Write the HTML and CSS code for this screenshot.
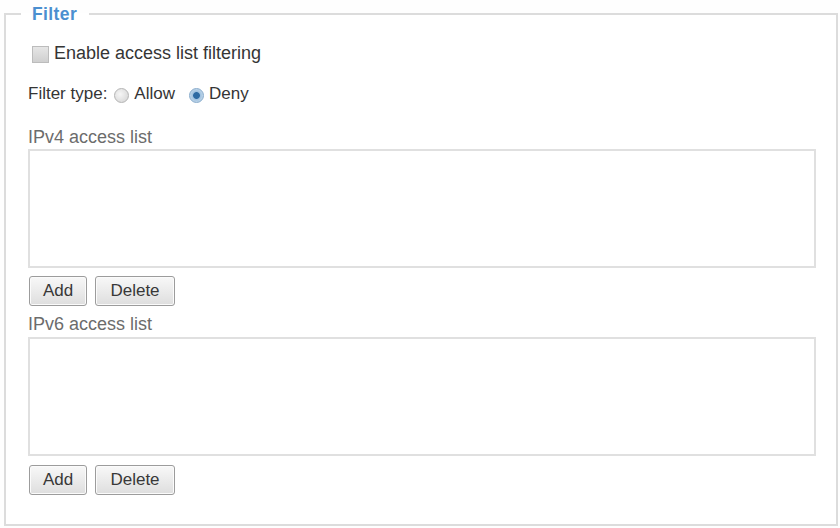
FILE: index.html
```html
<!DOCTYPE html>
<html>
<head>
<meta charset="utf-8">
<link rel="stylesheet" href="styles.css">
</head>
<body>
<fieldset class="panel">
  <legend class="legend">Filter</legend>
  <div class="row check-row">
    <span class="checkbox"></span>
    <span class="dark">Enable access list filtering</span>
  </div>
  <div class="row type-row">
    <span class="dark">Filter type:</span>
    <span class="radio"></span><span class="dark">Allow</span>
    <span class="radio on"></span><span class="dark">Deny</span>
  </div>
  <div class="label">IPv4 access list</div>
  <div class="listbox"></div>
  <div class="buttons">
    <span class="btn add">Add</span>
    <span class="btn del">Delete</span>
  </div>
  <div class="label label6">IPv6 access list</div>
  <div class="listbox"></div>
  <div class="buttons">
    <span class="btn add">Add</span>
    <span class="btn del">Delete</span>
  </div>
</fieldset>
</body>
</html>
```

FILE: styles.css
```css
html, body {
  margin: 0;
  padding: 0;
  background: #fefefe;
}
body {
  width: 840px;
  height: 528px;
  font-family: "Liberation Sans", Arial, sans-serif;
  font-size: 17px;
  color: #444;
  padding: 4px 2px 0 4px;
  box-sizing: border-box;
}
.panel {
  margin: 0;
  border: 2px solid #dcdcdc;
  border-radius: 0;
  padding: 0 20px 0 22px;
  height: 522px;
  box-sizing: border-box;
  background: #fff;
}
.legend {
  margin-left: -7px;
  padding: 0 12px 0 11px;
  color: #4b8fd0;
  font-weight: bold;
  font-size: 17.5px;
  letter-spacing: 0.4px;
  line-height: 20px;
}
.row {
  display: flex;
  align-items: center;
  line-height: 20px;
}
.dark {
  color: #353535;
}
.check-row {
  margin-top: 19px;
  margin-left: 4px;
  gap: 5px;
  font-size: 18px;
}
.checkbox {
  width: 17px;
  height: 17px;
  box-sizing: border-box;
  border: 1px solid #bcbcbc;
  background: linear-gradient(#e6e6e6, #cfcfcf);
  margin-top: 3px;
}
.type-row {
  margin-top: 21px;
  font-size: 17px;
}
.radio {
  width: 15px;
  height: 15px;
  border-radius: 50%;
  border: 1px solid #b4b4b4;
  background: radial-gradient(circle at 40% 40%, #f6f6f6, #d2d2d2);
  margin: 0 5px 0 7px;
  box-sizing: border-box;
  position: relative;
  top: 1px;
}
.radio + .dark {
  margin-right: 7px;
}
.radio.on {
  border-color: #86aacb;
  background: radial-gradient(circle, #2d6aa3 0 3px, #9fc1df 3.8px, #dce9f4 100%);
}
.label {
  color: #6c6c6c;
  font-size: 18px;
  margin-top: 23px;
  line-height: 20px;
}
.listbox {
  margin-top: 2px;
  height: 119px;
  border: 2px solid #e0e0e0;
  background: #fff;
  box-sizing: border-box;
}
.buttons {
  display: flex;
  gap: 8px;
  margin-top: 8px;
  margin-left: 1px;
}
.btn {
  height: 30px;
  box-sizing: border-box;
  border: 1px solid #9c9c9c;
  border-radius: 3px;
  background: linear-gradient(#f8f8f8, #dedede);
  box-shadow: inset 0 0 0 1px #fbfbfb;
  color: #383838;
  display: flex;
  align-items: center;
  justify-content: center;
  font-size: 17px;
}
.add { width: 58px; }
.del { width: 80px; }
.label6 {
  margin-top: 8px;
}
.label6 + .listbox {
  margin-top: 3px;
}
.label6 + .listbox + .buttons {
  margin-top: 9px;
}
```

────────────────────

- What is required:
Give the data above again in full and unchanged, skipping the pictures.

- Exercise response:
Write the HTML and CSS code for this screenshot.
FILE: index.html
```html
<!DOCTYPE html>
<html>
<head>
<meta charset="utf-8">
<link rel="stylesheet" href="styles.css">
</head>
<body>
<fieldset class="panel">
  <legend class="legend">Filter</legend>
  <div class="row check-row">
    <span class="checkbox"></span>
    <span class="dark">Enable access list filtering</span>
  </div>
  <div class="row type-row">
    <span class="dark">Filter type:</span>
    <span class="radio"></span><span class="dark">Allow</span>
    <span class="radio on"></span><span class="dark">Deny</span>
  </div>
  <div class="label">IPv4 access list</div>
  <div class="listbox"></div>
  <div class="buttons">
    <span class="btn add">Add</span>
    <span class="btn del">Delete</span>
  </div>
  <div class="label label6">IPv6 access list</div>
  <div class="listbox"></div>
  <div class="buttons">
    <span class="btn add">Add</span>
    <span class="btn del">Delete</span>
  </div>
</fieldset>
</body>
</html>
```

FILE: styles.css
```css
html, body {
  margin: 0;
  padding: 0;
  background: #fefefe;
}
body {
  width: 840px;
  height: 528px;
  font-family: "Liberation Sans", Arial, sans-serif;
  font-size: 17px;
  color: #444;
  padding: 4px 2px 0 4px;
  box-sizing: border-box;
}
.panel {
  margin: 0;
  border: 2px solid #dcdcdc;
  border-radius: 0;
  padding: 0 20px 0 22px;
  height: 522px;
  box-sizing: border-box;
  background: #fff;
}
.legend {
  margin-left: -7px;
  padding: 0 12px 0 11px;
  color: #4b8fd0;
  font-weight: bold;
  font-size: 17.5px;
  letter-spacing: 0.4px;
  line-height: 20px;
}
.row {
  display: flex;
  align-items: center;
  line-height: 20px;
}
.dark {
  color: #353535;
}
.check-row {
  margin-top: 19px;
  margin-left: 4px;
  gap: 5px;
  font-size: 18px;
}
.checkbox {
  width: 17px;
  height: 17px;
  box-sizing: border-box;
  border: 1px solid #bcbcbc;
  background: linear-gradient(#e6e6e6, #cfcfcf);
  margin-top: 3px;
}
.type-row {
  margin-top: 21px;
  font-size: 17px;
}
.radio {
  width: 15px;
  height: 15px;
  border-radius: 50%;
  border: 1px solid #b4b4b4;
  background: radial-gradient(circle at 40% 40%, #f6f6f6, #d2d2d2);
  margin: 0 5px 0 7px;
  box-sizing: border-box;
  position: relative;
  top: 1px;
}
.radio + .dark {
  margin-right: 7px;
}
.radio.on {
  border-color: #86aacb;
  background: radial-gradient(circle, #2d6aa3 0 3px, #9fc1df 3.8px, #dce9f4 100%);
}
.label {
  color: #6c6c6c;
  font-size: 18px;
  margin-top: 23px;
  line-height: 20px;
}
.listbox {
  margin-top: 2px;
  height: 119px;
  border: 2px solid #e0e0e0;
  background: #fff;
  box-sizing: border-box;
}
.buttons {
  display: flex;
  gap: 8px;
  margin-top: 8px;
  margin-left: 1px;
}
.btn {
  height: 30px;
  box-sizing: border-box;
  border: 1px solid #9c9c9c;
  border-radius: 3px;
  background: linear-gradient(#f8f8f8, #dedede);
  box-shadow: inset 0 0 0 1px #fbfbfb;
  color: #383838;
  display: flex;
  align-items: center;
  justify-content: center;
  font-size: 17px;
}
.add { width: 58px; }
.del { width: 80px; }
.label6 {
  margin-top: 8px;
}
.label6 + .listbox {
  margin-top: 3px;
}
.label6 + .listbox + .buttons {
  margin-top: 9px;
}
```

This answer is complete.